» **Provided data**
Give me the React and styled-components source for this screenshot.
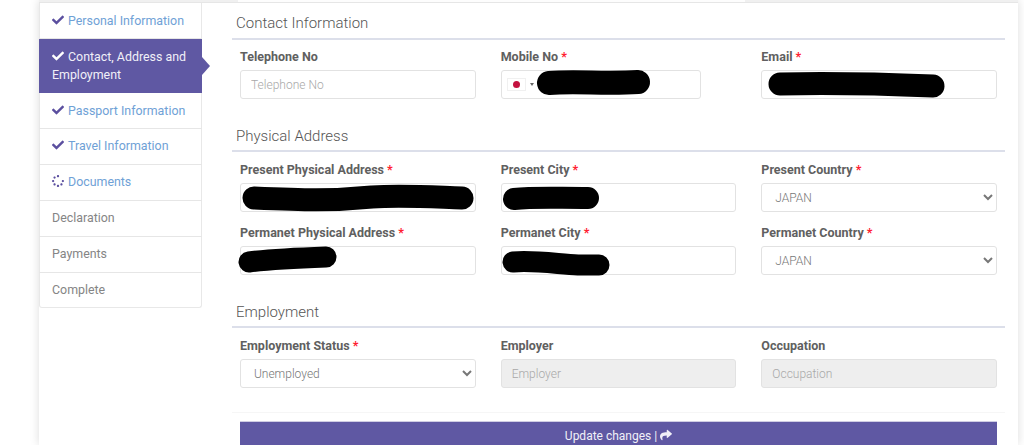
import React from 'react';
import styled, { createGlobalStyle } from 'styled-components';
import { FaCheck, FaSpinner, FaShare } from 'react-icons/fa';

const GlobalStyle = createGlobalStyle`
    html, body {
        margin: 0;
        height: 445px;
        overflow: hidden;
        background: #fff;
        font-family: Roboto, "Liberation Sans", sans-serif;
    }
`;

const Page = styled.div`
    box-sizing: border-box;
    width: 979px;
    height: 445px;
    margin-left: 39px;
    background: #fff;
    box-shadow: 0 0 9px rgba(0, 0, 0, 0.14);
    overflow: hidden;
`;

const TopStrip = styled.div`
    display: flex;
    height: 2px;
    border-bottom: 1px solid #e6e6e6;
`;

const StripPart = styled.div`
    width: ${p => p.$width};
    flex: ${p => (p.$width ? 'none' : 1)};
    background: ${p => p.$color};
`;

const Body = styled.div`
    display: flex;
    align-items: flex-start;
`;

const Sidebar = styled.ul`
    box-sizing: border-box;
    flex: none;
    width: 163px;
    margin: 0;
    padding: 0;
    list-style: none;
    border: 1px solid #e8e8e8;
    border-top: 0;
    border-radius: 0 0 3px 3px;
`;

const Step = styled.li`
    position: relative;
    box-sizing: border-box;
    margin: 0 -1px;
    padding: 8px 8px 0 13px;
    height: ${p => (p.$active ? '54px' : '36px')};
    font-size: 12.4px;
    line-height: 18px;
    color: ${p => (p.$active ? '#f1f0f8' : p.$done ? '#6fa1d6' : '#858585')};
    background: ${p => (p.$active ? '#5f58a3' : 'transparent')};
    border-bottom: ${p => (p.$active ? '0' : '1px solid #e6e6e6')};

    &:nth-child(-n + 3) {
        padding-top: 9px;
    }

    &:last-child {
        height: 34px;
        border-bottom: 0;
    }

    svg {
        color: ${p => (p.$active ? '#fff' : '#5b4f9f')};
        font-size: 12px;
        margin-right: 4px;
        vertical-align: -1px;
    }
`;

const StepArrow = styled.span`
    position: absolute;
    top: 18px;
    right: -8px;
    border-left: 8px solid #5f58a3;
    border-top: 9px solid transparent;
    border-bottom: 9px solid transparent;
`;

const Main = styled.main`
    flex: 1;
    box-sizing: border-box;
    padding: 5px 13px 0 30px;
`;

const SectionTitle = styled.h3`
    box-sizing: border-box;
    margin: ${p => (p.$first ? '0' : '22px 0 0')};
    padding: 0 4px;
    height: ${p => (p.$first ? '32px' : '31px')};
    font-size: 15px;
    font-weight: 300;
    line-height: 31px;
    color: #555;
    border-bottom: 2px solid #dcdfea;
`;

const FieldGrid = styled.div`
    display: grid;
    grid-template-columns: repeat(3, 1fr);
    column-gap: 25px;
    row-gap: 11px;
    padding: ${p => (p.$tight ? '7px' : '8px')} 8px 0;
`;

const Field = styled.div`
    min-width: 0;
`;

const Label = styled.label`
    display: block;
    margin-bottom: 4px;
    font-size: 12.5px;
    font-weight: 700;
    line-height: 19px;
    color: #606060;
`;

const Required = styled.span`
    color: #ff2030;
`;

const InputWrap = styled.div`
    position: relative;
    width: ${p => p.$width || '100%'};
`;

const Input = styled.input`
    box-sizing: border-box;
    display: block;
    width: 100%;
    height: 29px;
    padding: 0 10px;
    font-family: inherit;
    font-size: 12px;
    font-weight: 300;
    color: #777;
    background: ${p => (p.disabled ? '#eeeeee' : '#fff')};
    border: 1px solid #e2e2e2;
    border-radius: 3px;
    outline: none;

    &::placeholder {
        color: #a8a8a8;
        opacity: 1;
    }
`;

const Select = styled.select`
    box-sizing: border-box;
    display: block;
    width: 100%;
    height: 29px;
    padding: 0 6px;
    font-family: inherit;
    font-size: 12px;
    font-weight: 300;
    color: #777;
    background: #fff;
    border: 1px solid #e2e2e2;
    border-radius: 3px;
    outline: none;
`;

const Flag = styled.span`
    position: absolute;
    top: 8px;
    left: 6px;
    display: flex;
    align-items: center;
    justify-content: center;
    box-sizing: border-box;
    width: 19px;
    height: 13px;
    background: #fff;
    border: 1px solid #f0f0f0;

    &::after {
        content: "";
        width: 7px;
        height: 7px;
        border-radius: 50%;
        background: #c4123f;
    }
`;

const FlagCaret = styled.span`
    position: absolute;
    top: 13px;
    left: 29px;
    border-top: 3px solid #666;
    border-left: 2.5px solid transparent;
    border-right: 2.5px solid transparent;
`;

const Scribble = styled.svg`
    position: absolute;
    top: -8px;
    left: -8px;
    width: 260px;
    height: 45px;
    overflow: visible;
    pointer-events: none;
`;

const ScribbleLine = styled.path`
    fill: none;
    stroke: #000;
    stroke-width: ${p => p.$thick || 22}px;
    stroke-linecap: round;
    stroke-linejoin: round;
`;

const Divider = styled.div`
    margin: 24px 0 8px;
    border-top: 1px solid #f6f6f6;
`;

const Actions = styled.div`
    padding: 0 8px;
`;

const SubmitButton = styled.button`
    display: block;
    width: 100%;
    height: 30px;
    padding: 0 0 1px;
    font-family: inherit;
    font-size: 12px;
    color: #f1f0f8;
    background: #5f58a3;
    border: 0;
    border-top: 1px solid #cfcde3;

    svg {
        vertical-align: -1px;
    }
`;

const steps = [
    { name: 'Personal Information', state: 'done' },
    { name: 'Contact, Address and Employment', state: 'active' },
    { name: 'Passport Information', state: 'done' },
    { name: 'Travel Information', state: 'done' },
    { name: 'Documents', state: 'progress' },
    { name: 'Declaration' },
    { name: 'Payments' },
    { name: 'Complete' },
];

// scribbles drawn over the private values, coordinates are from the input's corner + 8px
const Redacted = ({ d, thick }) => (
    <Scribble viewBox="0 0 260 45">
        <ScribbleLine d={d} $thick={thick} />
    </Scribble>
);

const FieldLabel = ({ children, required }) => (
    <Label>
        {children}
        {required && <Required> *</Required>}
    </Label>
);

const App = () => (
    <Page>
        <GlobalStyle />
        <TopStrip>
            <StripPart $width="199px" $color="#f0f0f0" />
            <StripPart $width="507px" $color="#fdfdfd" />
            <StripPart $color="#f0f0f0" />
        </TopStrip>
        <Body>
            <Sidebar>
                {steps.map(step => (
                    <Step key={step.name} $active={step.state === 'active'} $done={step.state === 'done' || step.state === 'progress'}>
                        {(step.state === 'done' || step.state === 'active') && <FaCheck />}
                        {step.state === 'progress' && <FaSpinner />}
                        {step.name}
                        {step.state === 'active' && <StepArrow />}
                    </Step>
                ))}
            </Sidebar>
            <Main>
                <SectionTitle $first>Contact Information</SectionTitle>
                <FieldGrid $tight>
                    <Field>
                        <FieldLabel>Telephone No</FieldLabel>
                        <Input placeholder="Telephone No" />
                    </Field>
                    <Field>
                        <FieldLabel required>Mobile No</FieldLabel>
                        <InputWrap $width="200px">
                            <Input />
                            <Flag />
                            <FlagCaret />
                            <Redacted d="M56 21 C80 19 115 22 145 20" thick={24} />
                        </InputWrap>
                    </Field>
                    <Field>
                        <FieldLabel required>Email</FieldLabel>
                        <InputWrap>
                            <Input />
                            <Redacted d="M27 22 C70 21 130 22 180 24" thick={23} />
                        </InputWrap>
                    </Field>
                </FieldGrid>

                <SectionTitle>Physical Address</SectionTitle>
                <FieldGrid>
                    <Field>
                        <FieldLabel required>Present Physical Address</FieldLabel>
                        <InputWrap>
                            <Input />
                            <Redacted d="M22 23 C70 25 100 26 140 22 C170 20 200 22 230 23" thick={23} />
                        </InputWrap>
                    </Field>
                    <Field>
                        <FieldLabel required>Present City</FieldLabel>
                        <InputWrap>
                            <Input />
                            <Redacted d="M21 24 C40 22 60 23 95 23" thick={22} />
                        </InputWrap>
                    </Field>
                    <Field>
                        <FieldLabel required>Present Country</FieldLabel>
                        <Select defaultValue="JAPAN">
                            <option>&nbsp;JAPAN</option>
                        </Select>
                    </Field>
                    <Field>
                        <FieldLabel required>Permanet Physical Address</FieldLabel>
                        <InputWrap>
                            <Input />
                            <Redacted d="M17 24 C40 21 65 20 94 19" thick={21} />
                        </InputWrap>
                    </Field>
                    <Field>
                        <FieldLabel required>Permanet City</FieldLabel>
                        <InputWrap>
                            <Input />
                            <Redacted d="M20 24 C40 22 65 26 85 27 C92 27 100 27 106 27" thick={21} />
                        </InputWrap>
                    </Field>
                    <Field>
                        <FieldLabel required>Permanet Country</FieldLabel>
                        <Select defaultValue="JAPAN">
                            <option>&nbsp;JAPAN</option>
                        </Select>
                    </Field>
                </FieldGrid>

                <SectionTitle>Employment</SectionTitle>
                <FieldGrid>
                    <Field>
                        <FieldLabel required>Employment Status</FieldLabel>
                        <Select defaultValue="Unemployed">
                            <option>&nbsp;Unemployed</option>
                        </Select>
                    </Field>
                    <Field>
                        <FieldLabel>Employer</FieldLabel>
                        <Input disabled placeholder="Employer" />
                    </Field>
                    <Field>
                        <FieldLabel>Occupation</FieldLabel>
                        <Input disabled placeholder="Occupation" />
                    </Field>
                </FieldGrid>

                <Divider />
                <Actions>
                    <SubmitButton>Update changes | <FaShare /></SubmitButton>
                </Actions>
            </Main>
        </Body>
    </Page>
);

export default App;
==
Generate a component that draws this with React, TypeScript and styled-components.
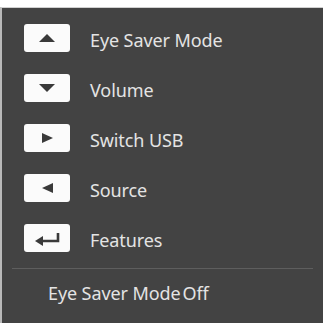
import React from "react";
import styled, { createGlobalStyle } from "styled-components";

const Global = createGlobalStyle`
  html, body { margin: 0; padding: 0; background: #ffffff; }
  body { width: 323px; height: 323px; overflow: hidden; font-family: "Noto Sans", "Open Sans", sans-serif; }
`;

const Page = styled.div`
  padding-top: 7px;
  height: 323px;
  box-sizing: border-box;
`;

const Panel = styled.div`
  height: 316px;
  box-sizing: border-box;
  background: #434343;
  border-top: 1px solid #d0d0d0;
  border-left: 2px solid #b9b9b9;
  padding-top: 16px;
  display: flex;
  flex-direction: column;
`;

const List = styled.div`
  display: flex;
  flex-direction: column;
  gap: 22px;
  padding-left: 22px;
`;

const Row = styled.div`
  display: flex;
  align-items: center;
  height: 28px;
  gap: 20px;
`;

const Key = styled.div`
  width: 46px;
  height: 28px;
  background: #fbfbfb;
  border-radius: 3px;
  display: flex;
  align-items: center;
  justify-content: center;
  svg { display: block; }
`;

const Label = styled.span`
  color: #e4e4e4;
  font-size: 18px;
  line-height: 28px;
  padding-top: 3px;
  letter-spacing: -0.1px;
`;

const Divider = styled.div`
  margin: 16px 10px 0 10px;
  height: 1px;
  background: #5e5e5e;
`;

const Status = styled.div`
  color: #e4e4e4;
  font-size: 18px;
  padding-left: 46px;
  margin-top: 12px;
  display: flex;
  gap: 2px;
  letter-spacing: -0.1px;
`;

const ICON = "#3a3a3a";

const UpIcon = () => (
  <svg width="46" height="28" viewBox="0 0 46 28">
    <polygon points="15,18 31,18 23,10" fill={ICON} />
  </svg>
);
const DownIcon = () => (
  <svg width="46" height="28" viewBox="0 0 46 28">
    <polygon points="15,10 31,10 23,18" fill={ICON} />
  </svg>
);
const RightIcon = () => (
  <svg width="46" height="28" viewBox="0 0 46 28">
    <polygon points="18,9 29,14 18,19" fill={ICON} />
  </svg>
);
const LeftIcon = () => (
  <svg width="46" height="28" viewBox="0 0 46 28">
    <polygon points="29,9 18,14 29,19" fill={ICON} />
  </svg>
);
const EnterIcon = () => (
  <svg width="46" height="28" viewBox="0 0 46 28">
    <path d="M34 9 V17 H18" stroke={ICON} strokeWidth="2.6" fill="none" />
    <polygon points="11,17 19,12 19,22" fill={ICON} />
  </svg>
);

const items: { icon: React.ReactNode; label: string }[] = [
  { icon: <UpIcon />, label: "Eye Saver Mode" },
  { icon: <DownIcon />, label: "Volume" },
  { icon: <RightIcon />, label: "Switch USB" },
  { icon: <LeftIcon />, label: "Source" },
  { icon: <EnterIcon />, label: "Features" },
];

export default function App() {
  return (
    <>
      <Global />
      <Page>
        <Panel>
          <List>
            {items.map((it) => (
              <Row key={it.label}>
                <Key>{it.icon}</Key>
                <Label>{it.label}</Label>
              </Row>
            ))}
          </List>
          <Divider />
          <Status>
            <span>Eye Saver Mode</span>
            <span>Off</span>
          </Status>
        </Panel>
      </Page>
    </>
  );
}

» **Problem to work on**
Identify each line in the records above containing the word "components"; copy those lines.

» **Result below**
Give me the React and styled-components source for this screenshot.
import styled, { createGlobalStyle } from 'styled-components';
Generate a component that draws this with React, TypeScript and styled-components.
import styled, { createGlobalStyle } from "styled-components";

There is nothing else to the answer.